Yine Hindistân’da yetişen büyük velîlerden Mevlânâ Muhammed Sıddîk Keşmî (rahmetullahi aleyh), ölüm hakkında buyurdu ki: Mısra’: “O ölüm ki, ona yaşama derim.”
“Gerçekten sonsuz hayât, ölüme bağlıdır. Ölüm, ebedî hayâtın süsleyicisi, donatıcısıdır. Hayır, belki bir âb-ı hayâttır, ya’nî hayât bahşeden, hiç öldürmeyen bir sudur. Ölüm, dostluğun kuvvetlendiricisidir. Ölüm, mâsivâ binâsını ateşe vericidir. Ölüm, üzüntü perdelerinin yakıcısıdır. Ölüm, hakîkatın aynasıdır. Ölüm, görünmeyen güzelin yüzünden perdeyi kaldırıcıdır. Gönlümün, gelmesinden hoşlandığı, beklediği şey ölümdür. Dağınıklıkları toplayan ölümdür. Ölüm seveni sevdiğine kavuşturucudur. Resûlullah Efendimiz, ” Ölüm, sevgiliyi sevgiliye kavuşturan bir köprüdür” buyurmuştur.”
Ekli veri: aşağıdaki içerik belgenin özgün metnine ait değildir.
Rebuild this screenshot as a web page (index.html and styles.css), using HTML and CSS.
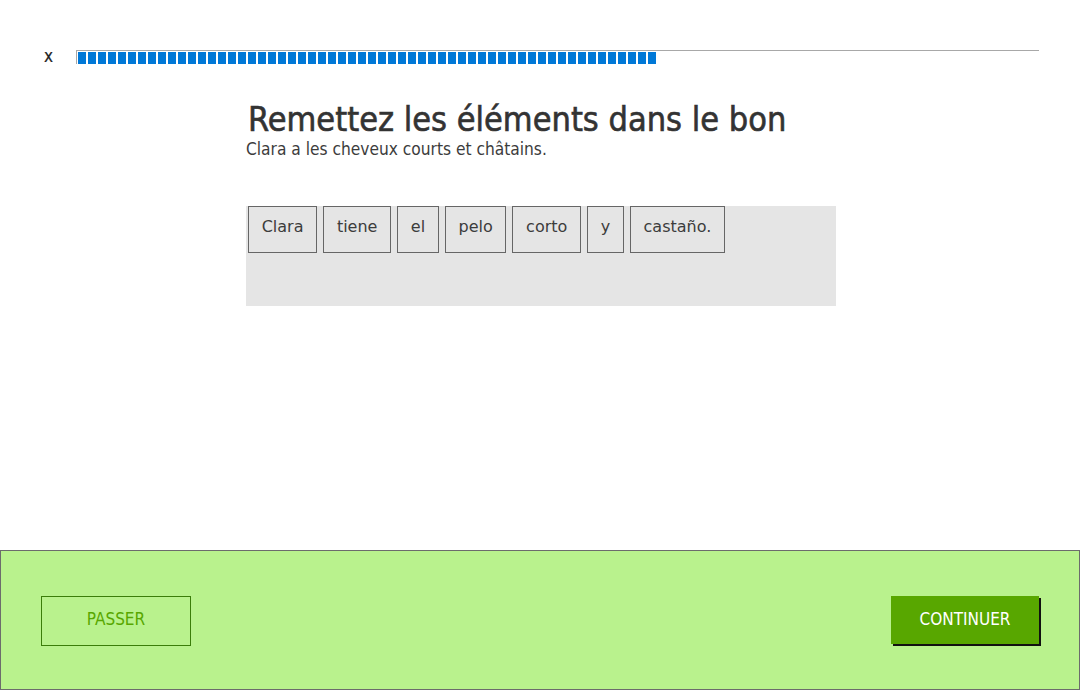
FILE: index.html
```html
<!DOCTYPE html>
<html lang="fr">
<head>
<meta charset="utf-8">
<title>Exercice</title>
<link rel="stylesheet" href="styles.css">
</head>
<body>
<div class="page">
  <div class="topbar">
    <span class="close">x</span>
    <div class="progress">
      <div class="segments" id="segs"></div>
    </div>
  </div>
  <main class="content">
    <h1 class="title">Remettez les éléments dans le bon</h1>
    <p class="subtitle">Clara a les cheveux courts et châtains.</p>
    <div class="answer">
      <span class="tile">Clara</span>
      <span class="tile">tiene</span>
      <span class="tile">el</span>
      <span class="tile">pelo</span>
      <span class="tile">corto</span>
      <span class="tile">y</span>
      <span class="tile">castaño.</span>
    </div>
  </main>
  <footer class="footer">
    <button class="btn btn-skip">PASSER</button>
    <button class="btn btn-continue">CONTINUER</button>
  </footer>
</div>
<script>
  var s = document.getElementById('segs');
  for (var i = 0; i < 58; i++) { var d = document.createElement('span'); d.className = 'seg'; s.appendChild(d); }
</script>
</body>
</html>
```
FILE: styles.css
```css
html, body {
  margin: 0;
  padding: 0;
  background: #fff;
}
body {
  font-family: "DejaVu Sans", sans-serif;
  font-stretch: condensed;
  color: #3c3c3c;
  width: 1080px;
  height: 690px;
  overflow: hidden;
}
.page {
  display: flex;
  flex-direction: column;
  height: 690px;
}
.topbar {
  display: flex;
  align-items: flex-start;
  padding: 50px 41px 0 44px;
  height: 16px;
}
.close {
  font-size: 17px;
  line-height: 14px;
  width: 32px;
  margin-top: -1px;
  color: #222;
  -webkit-text-stroke: 0.2px #222;
}
.progress {
  flex: 1;
  border-top: 1px solid #a8a8a8;
  border-left: 1px solid #a8a8a8;
  padding: 1px 0 0 1px;
  height: 14px;
  box-sizing: border-box;
}
.segments {
  display: flex;
  gap: 2px;
}
.seg {
  width: 8px;
  height: 12px;
  background: #0078d7;
}
.content {
  width: 590px;
  margin-left: 246px;
  padding-top: 34px;
  flex: 1;
}
.title {
  margin: 0;
  font-size: 34px;
  font-weight: normal;
  line-height: 38px;
  padding-left: 2px;
  color: #333;
  -webkit-text-stroke: 0.6px #333;
}
.subtitle {
  margin: 1px 0 0;
  font-size: 17.2px;
  line-height: 20px;
  color: #3c3c3c;
}
.answer {
  margin-top: 47px;
  background: #e5e5e5;
  height: 100px;
  display: flex;
  flex-wrap: wrap;
  align-content: flex-start;
  gap: 6px;
  padding-left: 2px;
}
.tile {
  border: 1px solid #666;
  padding: 11px 12.7px 16px;
  font-size: 16px;
  font-stretch: normal;
  line-height: 18px;
  color: #3c3c3c;
}
.footer {
  height: 140px;
  box-sizing: border-box;
  background: #b9f28d;
  border: 1px solid #6c6c6c;
  display: flex;
  justify-content: space-between;
  align-items: center;
  padding: 0 38px 0 40px;
}
.btn {
  width: 150px;
  height: 50px;
  font-family: "DejaVu Sans", sans-serif;
  font-stretch: condensed;
  font-size: 17px;
  cursor: pointer;
  margin-top: 2px;
  padding: 0 0 4px;
}
.btn-skip {
  background: transparent;
  border: 1px solid #3b7d0a;
  color: #58a700;
}
.btn-continue {
  background: #58a700;
  border: none;
  color: #fff;
  box-shadow: 2px 2px 0 #111;
  width: 148px;
  height: 48px;
  margin-right: 2px;
  margin-top: 0;
  padding-bottom: 2px;
}
```
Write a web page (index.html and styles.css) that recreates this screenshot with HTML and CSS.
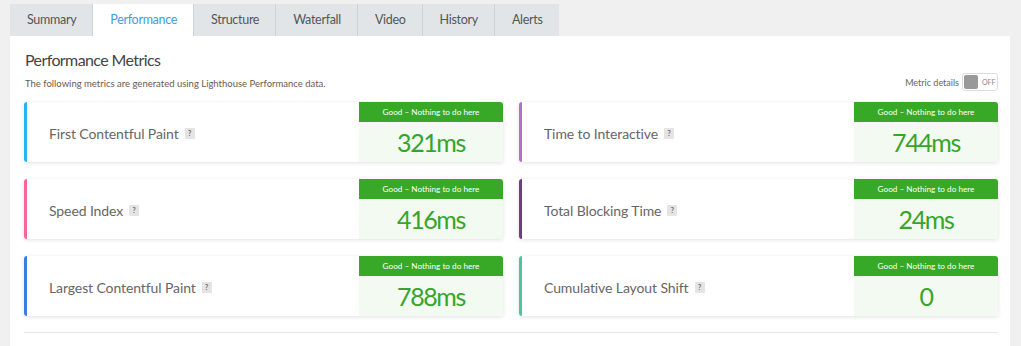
FILE: index.html
```html
<!DOCTYPE html>
<html lang="en">
<head>
    <meta charset="UTF-8">
    <meta name="viewport" content="width=device-width, initial-scale=1.0">
    <title>Performance</title>
    <link rel="stylesheet" href="styles.css">
</head>
<body>
    <div id="tabs">
        <div class="tab">Summary</div>
        <div class="tab active">Performance</div>
        <div class="tab">Structure</div>
        <div class="tab">Waterfall</div>
        <div class="tab">Video</div>
        <div class="tab">History</div>
        <div class="tab">Alerts</div>
    </div>
    <div id="panel">
        <div class="panel-head">
            <div>
                <h2>Performance Metrics</h2>
                <p class="intro">The following metrics are generated using Lighthouse Performance data.</p>
            </div>
            <div class="details-toggle">
                <span>Metric details</span>
                <div class="switch"><span class="knob"></span><span class="switch-label">OFF</span></div>
            </div>
        </div>
        <div id="metrics">
            <div class="metric fcp">
                <div class="metric-name">First Contentful Paint <span class="help">?</span></div>
                <div class="metric-score">
                    <div class="grade">Good – Nothing to do here</div>
                    <div class="value">321ms</div>
                </div>
            </div>
            <div class="metric tti">
                <div class="metric-name">Time to Interactive <span class="help">?</span></div>
                <div class="metric-score">
                    <div class="grade">Good – Nothing to do here</div>
                    <div class="value">744ms</div>
                </div>
            </div>
            <div class="metric si">
                <div class="metric-name">Speed Index <span class="help">?</span></div>
                <div class="metric-score">
                    <div class="grade">Good – Nothing to do here</div>
                    <div class="value">416ms</div>
                </div>
            </div>
            <div class="metric tbt">
                <div class="metric-name">Total Blocking Time <span class="help">?</span></div>
                <div class="metric-score">
                    <div class="grade">Good – Nothing to do here</div>
                    <div class="value">24ms</div>
                </div>
            </div>
            <div class="metric lcp">
                <div class="metric-name">Largest Contentful Paint <span class="help">?</span></div>
                <div class="metric-score">
                    <div class="grade">Good – Nothing to do here</div>
                    <div class="value">788ms</div>
                </div>
            </div>
            <div class="metric cls">
                <div class="metric-name">Cumulative Layout Shift <span class="help">?</span></div>
                <div class="metric-score">
                    <div class="grade">Good – Nothing to do here</div>
                    <div class="value">0</div>
                </div>
            </div>
        </div>
        <hr class="divider">
    </div>
</body>
</html>
```

FILE: styles.css
```css
body {
    font-family: Lato, "Open Sans", sans-serif;
    background: #f0f0f0;
    margin: 0;
    padding: 4px 11px 0 10px;
    color: #555;
}

#tabs {
    display: flex;
}

.tab {
    height: 32px;
    line-height: 32px;
    padding: 0 16px 0 17px;
    font-size: 12.5px;
    letter-spacing: -0.3px;
    color: #555;
    background: #e1e5e8;
    border-right: 1px solid #cdd2d6;
}

.tab.active {
    background: #fff;
    color: #3d9ee2;
}

.tab:last-child {
    border-right: none;
}

#panel {
    background: #fff;
    padding: 14px 12px 0 14px;
    height: 310px;
}

.panel-head {
    display: flex;
    justify-content: space-between;
    align-items: flex-end;
}

.panel-head h2 {
    font-size: 16px;
    letter-spacing: -0.6px;
    font-weight: normal;
    color: #444;
    margin: 0 0 0 1px;
    line-height: 20px;
}

.intro {
    font-size: 9.5px;
    color: #6b5a4e;
    margin: 8px 0 0 1px;
}

.details-toggle {
    display: flex;
    align-items: center;
    gap: 3px;
    font-size: 9px;
    color: #666;
    margin-bottom: -2px;
}

.switch {
    display: flex;
    align-items: center;
    width: 36px;
    height: 18px;
    border: 1px solid #ddd;
    border-radius: 3px;
    box-sizing: border-box;
    padding: 1px;
}

.knob {
    width: 14px;
    height: 14px;
    background: #999;
    border-radius: 2px;
}

.switch-label {
    font-size: 7px;
    color: #888;
    margin-left: 4px;
}

#metrics {
    display: grid;
    grid-template-columns: 1fr 1fr;
    column-gap: 16px;
    row-gap: 17px;
    margin-top: 13px;
}

.metric {
    display: flex;
    height: 60px;
    border-left: 3px solid #24b6f0;
    border-radius: 3px;
    box-shadow: 0 1px 4px rgba(0, 0, 0, 0.12);
    overflow: hidden;
}

.metric.fcp { border-left-color: #23b5f0; }
.metric.tti { border-left-color: #b26fd0; }
.metric.si { border-left-color: #f8649b; }
.metric.tbt { border-left-color: #6b3f78; }
.metric.lcp { border-left-color: #3f7be1; }
.metric.cls { border-left-color: #4fc49a; }

.metric-name {
    flex: 1;
    display: flex;
    align-items: center;
    padding: 3px 0 0 22px;
    font-size: 14px;
    letter-spacing: -0.1px;
    color: #666;
}

.help {
    display: inline-block;
    width: 10px;
    height: 11px;
    line-height: 11px;
    margin-left: 6px;
    background: #e4e4e4;
    border-radius: 1px;
    font-size: 7px;
    font-weight: bold;
    letter-spacing: 0;
    text-align: center;
    color: #666;
}

.metric-score {
    width: 144px;
    display: flex;
    flex-direction: column;
}

.grade {
    height: 20px;
    line-height: 20px;
    background: #37a927;
    color: #fff;
    font-size: 8.2px;
    text-align: center;
}

.value {
    flex: 1;
    background: #f3faf1;
    color: #37a52a;
    font-size: 25px;
    letter-spacing: -1.4px;
    text-align: center;
    line-height: 40px;
}

.divider {
    border: none;
    border-top: 1px solid #e6e6e6;
    margin: 16px 0 0 0;
}
```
Horasân bölgesinde yetişen velîlerden Ebû Bekr-i Ebherî (rahmetullahi aleyh) bir gün bir cenâzede bulundu. Ölenin yakınları çok ağlıyorlardı. Ebû Bekr-i Ebherî hazretleri şu meâle gelen bir şiir okuyarak: “Kendini unutmuş bir hâlde, ağlıyor ölünün hâline. Ölünün yakınlarının, mevtâya az ta’ziyede bulunduklarını iddiâ ediyor. O kimse akıl ve fikir sâhibi olsaydı, kendi bulunduğu hâle ağlardı.”
Esâs ağlanması gereken kimsenin, îmânla giden meyyit değil, geride kalan kimseler olduğunu, çünkü ölenin dünyânın günâh ve sıkıntılarından kurtulduğunu bildirdi.